There are several types of decision trees you can use to select a statistical test, but we will
look at just one type in this assignment.
At the most fundamental level, statistical tests are usually chosen according to:
- The nature of the data you have collected to answer the research question in your study
(nominal, ordinal, or interval/ratio).
- The number of samples being analyzed for a given variable (often described by
groupings).
- What you wish the test to do (find differences between samples/groups, explore
relationships between variables, make predictions using different variables).
Before choosing a test for interval/ratio data, there is one final characteristic of the data
that must be determined, which is whether the data is 'normally' distributed.

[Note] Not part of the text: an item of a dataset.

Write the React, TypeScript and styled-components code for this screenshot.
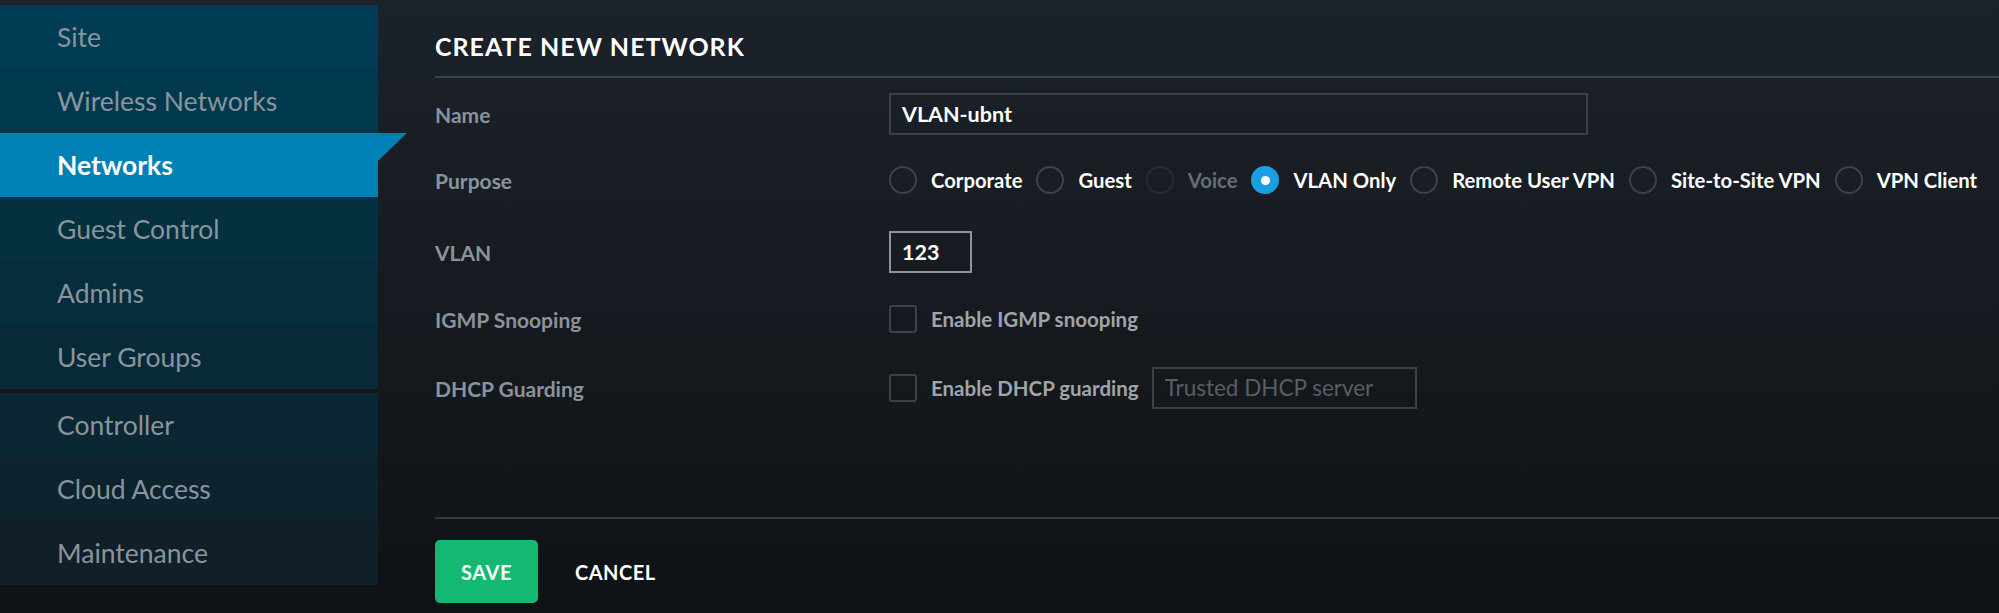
import React from 'react'
import styled, { createGlobalStyle, css } from 'styled-components'

const GlobalStyle = createGlobalStyle`
  html, body {
    margin: 0;
    padding: 0;
  }
  body {
    width: 1999px;
    height: 613px;
    overflow: hidden;
    background: linear-gradient(180deg, #1c222a 0%, #171b21 45%, #0f1215 100%);
    font-family: Lato, "Noto Sans", sans-serif;
  }
`;

const Page = styled.div`
  display: flex;
  height: 613px;
`;

const Sidebar = styled.nav`
  width: 378px;
  flex-shrink: 0;
  padding-top: 5px;
  display: flex;
  flex-direction: column;
  gap: 4px;
`;

const NavGroup = styled.ul`
  list-style: none;
  margin: 0;
  padding: 0;
`;

const NavItem = styled.li<{ $bg: string; $active?: boolean }>`
  position: relative;
  height: 64px;
  display: flex;
  align-items: center;
  padding-left: 57px;
  background: ${p => p.$bg};
  color: ${p => (p.$active ? '#ffffff' : '#8a949c')};
  font-size: 26.5px;
  font-weight: ${p => (p.$active ? 700 : 400)};

  ${p => p.$active && css`
    &::after {
      content: '';
      position: absolute;
      top: 0;
      left: 100%;
      border-top: 28px solid ${p.$bg};
      border-right: 29px solid transparent;
    }
  `}
`;

const Main = styled.main`
  flex: 1;
  padding-left: 57px;
  display: flex;
  flex-direction: column;
`;

const Header = styled.div`
  padding: 31px 0 15px;
  border-bottom: 2px solid #394047;
`;

const Title = styled.h1`
  margin: 0;
  font-size: 25px;
  line-height: 30px;
  font-weight: 700;
  letter-spacing: 1px;
  color: #ffffff;
`;

const Form = styled.div`
  flex: 1;
  padding-top: 15px;
  display: flex;
  flex-direction: column;
`;

const Row = styled.div<{ $gap: number }>`
  display: flex;
  align-items: center;
  height: 42px;
  margin-top: ${p => p.$gap}px;
`;

const Label = styled.div`
  width: 454px;
  flex-shrink: 0;
  padding-top: 1px;
  font-size: 21px;
  font-weight: 700;
  color: #8b939a;
`;

const TextInput = styled.input<{ $width: number; $focused?: boolean }>`
  box-sizing: border-box;
  width: ${p => p.$width}px;
  height: 42px;
  padding: 0 11px;
  background: transparent;
  border: 2px solid ${p => (p.$focused ? '#8e9499' : '#3a4248')};
  outline: none;
  color: #ffffff;
  font-family: Lato, sans-serif;
  font-size: 21.5px;
  font-weight: 700;

  &::placeholder {
    color: #585e64;
    font-weight: 400;
    font-size: 22.5px;
  }
`;

const RadioGroup = styled.div`
  display: flex;
  align-items: center;
  gap: 14px;
`;

const RadioOption = styled.label<{ $disabled?: boolean }>`
  display: flex;
  align-items: center;
  gap: 14px;
  font-size: 20.3px;
  font-weight: 700;
  color: ${p => (p.$disabled ? '#676d73' : '#ffffff')};
`;

const RadioDot = styled.span<{ $checked?: boolean; $disabled?: boolean }>`
  box-sizing: border-box;
  width: 28px;
  height: 28px;
  border-radius: 50%;
  border: 2px solid ${p => (p.$checked ? '#1a9fe3' : p.$disabled ? '#262c32' : '#3a4349')};
  background: ${p => (p.$checked ? '#1a9fe3' : 'transparent')};
  display: flex;
  align-items: center;
  justify-content: center;

  &::after {
    content: '';
    width: 9px;
    height: 9px;
    border-radius: 50%;
    background: #ffffff;
    display: ${p => (p.$checked ? 'block' : 'none')};
  }
`;

const CheckOption = styled.label`
  display: flex;
  align-items: center;
  gap: 14px;
  font-size: 20.5px;
  font-weight: 700;
  color: #a0a5aa;
  margin-right: 13px;
`;

const CheckBox = styled.span`
  box-sizing: border-box;
  width: 28px;
  height: 28px;
  border-radius: 3px;
  border: 2px solid #3a4349;
`;

const Footer = styled.div`
  border-top: 2px solid #353b41;
  padding: 21px 0 10px;
  display: flex;
  align-items: center;
`;

const SaveButton = styled.button`
  width: 103px;
  height: 63px;
  border: none;
  border-radius: 5px;
  background: #13b970;
  color: #ffffff;
  font-family: Lato, sans-serif;
  font-size: 20px;
  font-weight: 700;
  letter-spacing: 0.5px;
  padding: 0;
`;

const CancelButton = styled.button`
  margin-left: 37px;
  border: none;
  background: transparent;
  padding: 0;
  color: #ffffff;
  font-family: Lato, sans-serif;
  font-size: 20px;
  font-weight: 700;
  letter-spacing: 0.5px;
`;

const TOP_NAV = [
  { label: 'Site', bg: '#003c54' },
  { label: 'Wireless Networks', bg: '#00384e' },
  { label: 'Networks', bg: '#0081b5', active: true },
  { label: 'Guest Control', bg: '#04303f' },
  { label: 'Admins', bg: '#062d3c' },
  { label: 'User Groups', bg: '#082a38' },
];

const BOTTOM_NAV = [
  { label: 'Controller', bg: '#0a2733' },
  { label: 'Cloud Access', bg: '#0d232e' },
  { label: 'Maintenance', bg: '#101f28' },
];

const PURPOSES = [
  { label: 'Corporate' },
  { label: 'Guest' },
  { label: 'Voice', disabled: true },
  { label: 'VLAN Only', checked: true },
  { label: 'Remote User VPN' },
  { label: 'Site-to-Site VPN' },
  { label: 'VPN Client' },
];

function App() {
  return (
    <Page>
      <GlobalStyle />
      <Sidebar>
        <NavGroup>
          {TOP_NAV.map(item => (
            <NavItem key={item.label} $bg={item.bg} $active={item.active}>{item.label}</NavItem>
          ))}
        </NavGroup>
        <NavGroup>
          {BOTTOM_NAV.map(item => (
            <NavItem key={item.label} $bg={item.bg}>{item.label}</NavItem>
          ))}
        </NavGroup>
      </Sidebar>

      <Main>
        <Header>
          <Title>CREATE NEW NETWORK</Title>
        </Header>

        <Form>
          <Row $gap={0}>
            <Label>Name</Label>
            <TextInput $width={699} defaultValue="VLAN-ubnt" />
          </Row>
          <Row $gap={24}>
            <Label>Purpose</Label>
            <RadioGroup>
              {PURPOSES.map(p => (
                <RadioOption key={p.label} $disabled={p.disabled}>
                  <RadioDot $checked={p.checked} $disabled={p.disabled} />
                  {p.label}
                </RadioOption>
              ))}
            </RadioGroup>
          </Row>
          <Row $gap={30}>
            <Label>VLAN</Label>
            <TextInput $width={83} $focused defaultValue="123" />
          </Row>
          <Row $gap={25}>
            <Label>IGMP Snooping</Label>
            <CheckOption><CheckBox />Enable IGMP snooping</CheckOption>
          </Row>
          <Row $gap={27}>
            <Label>DHCP Guarding</Label>
            <CheckOption><CheckBox />Enable DHCP guarding</CheckOption>
            <TextInput $width={265} placeholder="Trusted DHCP server" />
          </Row>
        </Form>

        <Footer>
          <SaveButton>SAVE</SaveButton>
          <CancelButton>CANCEL</CancelButton>
        </Footer>
      </Main>
    </Page>
  )
}

export default App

If the data
distribution violates the assumption of normality, a nonparametric equivalent test must be
selected for the analysis.
There are many other issues that can influence the analytical technique (sample size,
variability of the data, inter-relatedness of the variables, et cetera), but these challenges
are for another time, another course.
, Instructions:
Use the Framingham study data set to perform and interpret statistical tests that answer
the following research questions:
Q1- Smoking and total cholesterol: Compare smokers and nonsmokers in the
Framingham study to determine whether there was a significant difference in baseline
cholesterol levels.
Q2- BMI categories and baseline glucose levels: Compare baseline glucose levels across
four BMI categories to determine if there is a significant difference.
Q3- Smoking and heart rate: Determine whether there is a significant difference in
baseline heart rate between smokers and nonsmokers.